A Capped Rate mortgage is very similar to a fixed rate mortgage except that if the variable rate drops below the capped rate, the borrower will make payments based on the lower variable rate.
However, should rates increase, then the payments will be ‘capped’. Again, as with fixed rates, up-front charges and ‘lock-ins’ are common.
An Interest only mortgage you pay-off the interest on the loan but not the capital. At the end of the mortgage term, you are expected to repay the capital.
Interest-only mortgages have grown in popularity in recent years amongst buy-to-let investors and first-time buyers because they are cheaper than a repayment mortgage.
If you have no deposit or your financial circumstances would usually put lenders off, then Guarantor mortgages can help you buy a home.
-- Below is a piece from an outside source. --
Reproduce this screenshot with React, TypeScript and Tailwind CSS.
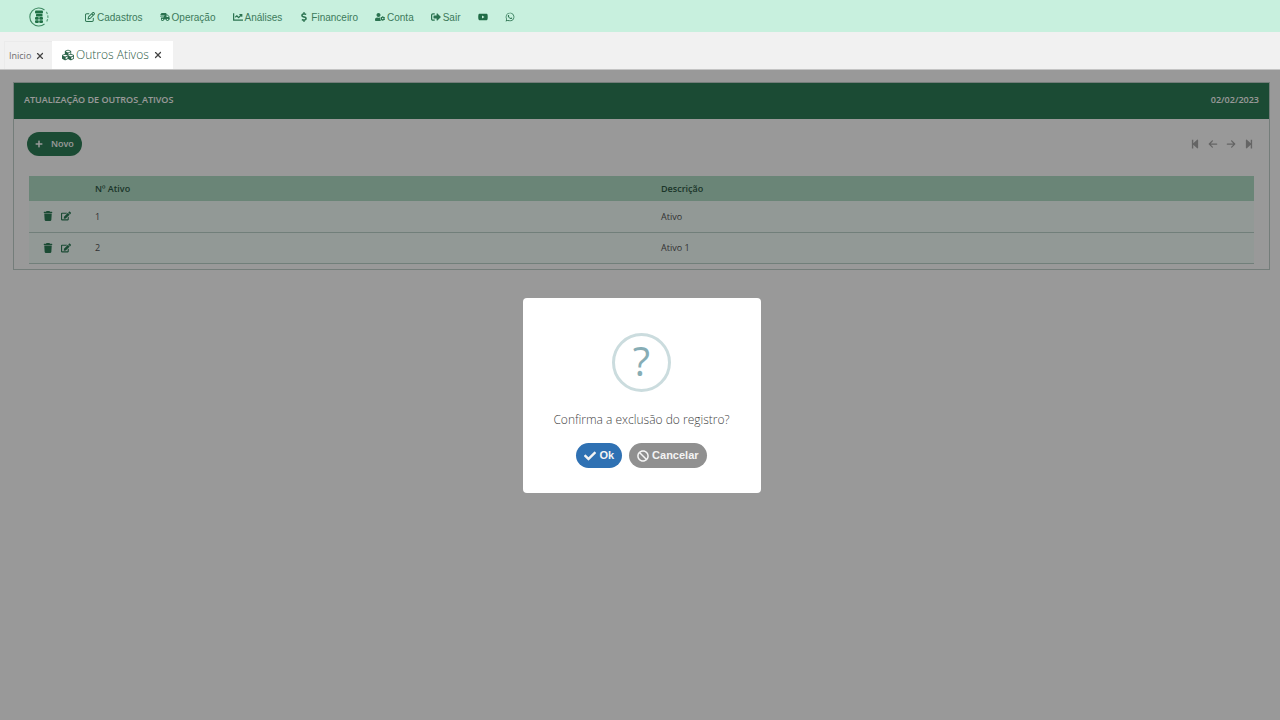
import { useState } from "react"
import {
  FaBan,
  FaChartLine,
  FaCheck,
  FaCubes,
  FaDollarSign,
  FaEdit,
  FaPlus,
  FaShippingFast,
  FaSignOutAlt,
  FaStepBackward,
  FaStepForward,
  FaUserCog,
  FaWhatsapp,
  FaYoutube,
} from "react-icons/fa"
import { FaArrowLeft, FaArrowRight, FaRegPenToSquare, FaTrash, FaXmark } from "react-icons/fa6"

interface Ativo {
  id: number
  descricao: string
}

const menuItems = [
  { label: "Cadastros", icon: FaRegPenToSquare },
  { label: "Operação", icon: FaShippingFast },
  { label: "Análises", icon: FaChartLine },
  { label: "Financeiro", icon: FaDollarSign },
  { label: "Conta", icon: FaUserCog },
  { label: "Sair", icon: FaSignOutAlt },
]

const pagerItems = [
  { label: "Primeiro", icon: FaStepBackward },
  { label: "Anterior", icon: FaArrowLeft },
  { label: "Próximo", icon: FaArrowRight },
  { label: "Último", icon: FaStepForward },
]

const initialAtivos: Ativo[] = [
  { id: 1, descricao: "Ativo" },
  { id: 2, descricao: "Ativo 1" },
]

function Logo() {
  return (
    <svg viewBox="0 0 20 20" className="h-5 w-5" fill="none" aria-hidden="true">
      <path d="M15.5 3A9 9 0 1 0 15.5 17" stroke="#3f8a63" strokeWidth="1.1" />
      <path d="M17.3 4.9A9 9 0 0 1 17.5 14.8" stroke="#5b9f7c" strokeWidth="1.2" strokeDasharray="2.5 1.2" />
      <g fill="#1f7045">
        <rect x="6" y="3.5" width="8" height="3" rx="1" />
        <rect x="7" y="7" width="6.5" height="2.5" rx="0.5" />
        <rect x="6" y="10" width="3.8" height="2.8" rx="1" />
        <rect x="10.2" y="10" width="3.8" height="2.8" rx="1" />
        <rect x="6" y="13.3" width="3.8" height="2.8" rx="1" />
        <rect x="10.2" y="13.3" width="3.8" height="2.8" rx="1" />
      </g>
    </svg>
  )
}

export default function App() {
  const [ativos, setAtivos] = useState<Ativo[]>(initialAtivos)
  const [selected, setSelected] = useState<Ativo | null>(initialAtivos[0])

  const confirmDelete = () => {
    setAtivos(ativos.filter((ativo) => ativo.id !== selected?.id))
    setSelected(null)
  }

  return (
    <div className="flex min-h-screen flex-col bg-white font-['Open_Sans',sans-serif]">
      <header className="flex h-8 items-center bg-[#c8f0de] pt-0.5 pl-[29px] font-['Liberation_Sans',sans-serif] text-[10px] text-[#3c7a5b]">
        <a href="#" aria-label="Página inicial" className="mr-9">
          <Logo />
        </a>
        <nav className="flex items-center gap-[17px]">
          {menuItems.map(({ label, icon: Icon }) => (
            <a key={label} href="#" className="flex items-center gap-0.5">
              <Icon className="h-2.5 w-auto text-[#2b7350]" />
              {label}
            </a>
          ))}
          <a href="#" aria-label="YouTube">
            <FaYoutube className="h-2.5 w-auto text-[#1f6b45]" />
          </a>
          <a href="#" aria-label="WhatsApp">
            <FaWhatsapp className="h-2.5 w-auto text-[#2b7350]" />
          </a>
        </nav>
      </header>

      <div className="flex h-[38px] items-end border-b border-[#c4c4c4] bg-[#f1f1f1] pl-1">
        <div className="flex h-7 w-12 items-center gap-1 border-t border-l border-[#ebebeb] pl-1 text-[9px] text-[#6b6b6b]">
          <a href="#">Inicio</a>
          <button type="button" aria-label="Fechar Inicio">
            <FaXmark className="h-2.5 w-auto text-[#444]" />
          </button>
        </div>
        <div className="flex h-7 items-center gap-0.5 bg-white px-2.5 text-xs font-light text-[#2f5d48]">
          <FaCubes className="h-3 w-auto text-[#2b6349]" />
          <a href="#">Outros Ativos</a>
          <button type="button" aria-label="Fechar Outros Ativos" className="pl-0.5">
            <FaXmark className="h-2.5 w-auto text-[#444]" />
          </button>
        </div>
      </div>

      <main className="relative flex-1 pt-3 pr-2.5 pl-[13px]">
        <section className="border border-[#c2d0cb]">
          <div className="flex h-9 items-center justify-between bg-[#2e7d57] px-2.5 pb-0.5 text-[9px] font-semibold text-white">
            <h1>ATUALIZAÇÃO DE OUTROS_ATIVOS</h1>
            <span>02/02/2023</span>
          </div>
          <div className="px-[15px] pb-[5px]">
            <div className="flex h-[57px] items-center justify-between pb-2">
              <button type="button" className="-ml-0.5 flex h-6 items-center gap-2 rounded-full bg-[#2e7d57] px-2 text-[9px] font-semibold text-white">
                <FaPlus className="h-2 w-auto" />
                Novo
              </button>
              <div className="flex gap-2 text-[10px] text-[#a8a8a8]">
                {pagerItems.map(({ label, icon: Icon }) => (
                  <button key={label} type="button" aria-label={label}>
                    <Icon />
                  </button>
                ))}
              </div>
            </div>
            <table className="w-full table-fixed text-left text-[9px] text-[#555]">
              <thead className="bg-[#b1dec6] text-[#2f5a46]">
                <tr className="h-[25px]">
                  <th className="w-[66px]" aria-label="Ações"></th>
                  <th className="w-[566px] font-semibold">Nº Ativo</th>
                  <th className="font-semibold">Descrição</th>
                </tr>
              </thead>
              <tbody>
                {ativos.map((ativo) => (
                  <tr key={ativo.id} className="h-[31px] border-b border-[#bcd4cb] bg-[#f3fffb]">
                    <td>
                      <div className="flex items-center gap-2 pl-3.5 text-[#2e7d57]">
                        <button type="button" aria-label="Excluir" onClick={() => setSelected(ativo)}>
                          <FaTrash className="h-2.5 w-auto" />
                        </button>
                        <button type="button" aria-label="Editar">
                          <FaEdit className="h-2.5 w-auto" />
                        </button>
                      </div>
                    </td>
                    <td>{ativo.id}</td>
                    <td>{ativo.descricao}</td>
                  </tr>
                ))}
              </tbody>
            </table>
          </div>
        </section>
        {selected && <div className="absolute inset-0 bg-black/40"></div>}
      </main>

      {selected && (
        <div className="fixed inset-0 flex items-center justify-center pt-[71px] pl-[3px]">
          <div role="dialog" aria-modal="true" aria-labelledby="confirm-text" className="flex w-[238px] flex-col items-center rounded-sm bg-white pt-[35px] pb-[25px]">
            <div className="flex h-[59px] w-[59px] items-center justify-center rounded-full border-3 border-[#cbdcde] pb-1 text-[40px] leading-none text-[#87adb5]">
              ?
            </div>
            <p id="confirm-text" className="mt-4 text-xs leading-6 font-light text-[#444]">
              Confirma a exclusão do registro?
            </p>
            <div className="mt-[11px] flex gap-[7px] font-['Liberation_Sans',sans-serif] text-[11px] font-bold text-[#f4f4f4]">
              <button type="button" onClick={confirmDelete} className="flex h-[25px] items-center gap-[3px] rounded-full bg-[#2f71b3] px-2">
                <FaCheck className="h-3 w-auto" />
                Ok
              </button>
              <button type="button" onClick={() => setSelected(null)} className="flex h-[25px] items-center gap-[3px] rounded-full bg-[#909090] px-2">
                <FaBan className="h-3 w-auto" />
                Cancelar
              </button>
            </div>
          </div>
        </div>
      )}
    </div>
  )
}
Your guarantor will not own a share of the property you buy or be named on the title deeds. However, they have to sign a legal agreement to make your repayments for you if you fall behind.
The lender will also insist that they either have a charge over their home or require your guarantor to place a lump sum into a savings account with the lender, which can not be touched until certain conditions are met.
A family member or even friend can be your guarantor, but some lenders will restrict who you can choose.
Will I have to pay mortgage arrangement fees?
While there are many companies who offer no arrangement fees on mortgages, many mortgage brokers do charge. Along as you are confident that paying an arrangement fee is enabling you to get the best mortgage and have budgeted for this extra cost, then there’s no need to worry.
Lenders will often charge anything up to £2,000 to arrange your mortgage. Of course, if you haven’t thought about additional costs, then it may be best to talk to a professional advisor quickly so that these amounts can be worked into your budget.
Will the lender want to meet me?
Part of verifying any information you provide to the lender is for them to meet you in person for a mortgage interview. Typically, this take betweens 1 and 3 hours and is either conducted face-to-face or over the phone.
They will want you to answer a range of questions including some personal ones, so that they can build up a picture of your situation. You’ll walk away from the mortgage interview with a clearer idea of your finance better and what you can afford to borrow.
How do mortgages work when selling or moving house?
Jumping ahead a few years, when you come to move house, then you’ll have various different mortgage options available.
You can usually ‘port’ your current mortgage from one property to another. However, you will need to apply for your mortgage again. So you’ll need to satisfy your lender that monthly payments are still affordable.
If they’re happy to transfer your current deal over to your new property, then that’s good news. However, you may owe them fees for moving your mortgage.
If you’re upsizing then you could move your existing mortgage and try to borrow the additional funds from your lender. Please be aware that this new amount may be loaned at a different rate and conditions.
You could, however, remortgage your home with a different lender if your not subject to any early repayments or aren’t locked in.
Should there be a gap between the sale of your home and the purchase of your new property, then you can use a ‘bridging loan’. However, this type of loan should be your last resort as they usually very high-interest rates and fees.
Seek professional advice if you’re unsure. As you’ll be taking on addition risk as you’ll essentially own two properties for a period of time.
Understanding how do mortgages work
With a better knowledge of how do mortgages work, you can make a better decision when trying to buy your next home and be able to better compare different mortgage products.
Regardless of your situation, it’s worth seeking professional advice from either an IFA or mortgage broker and not solely relying on information from your bank.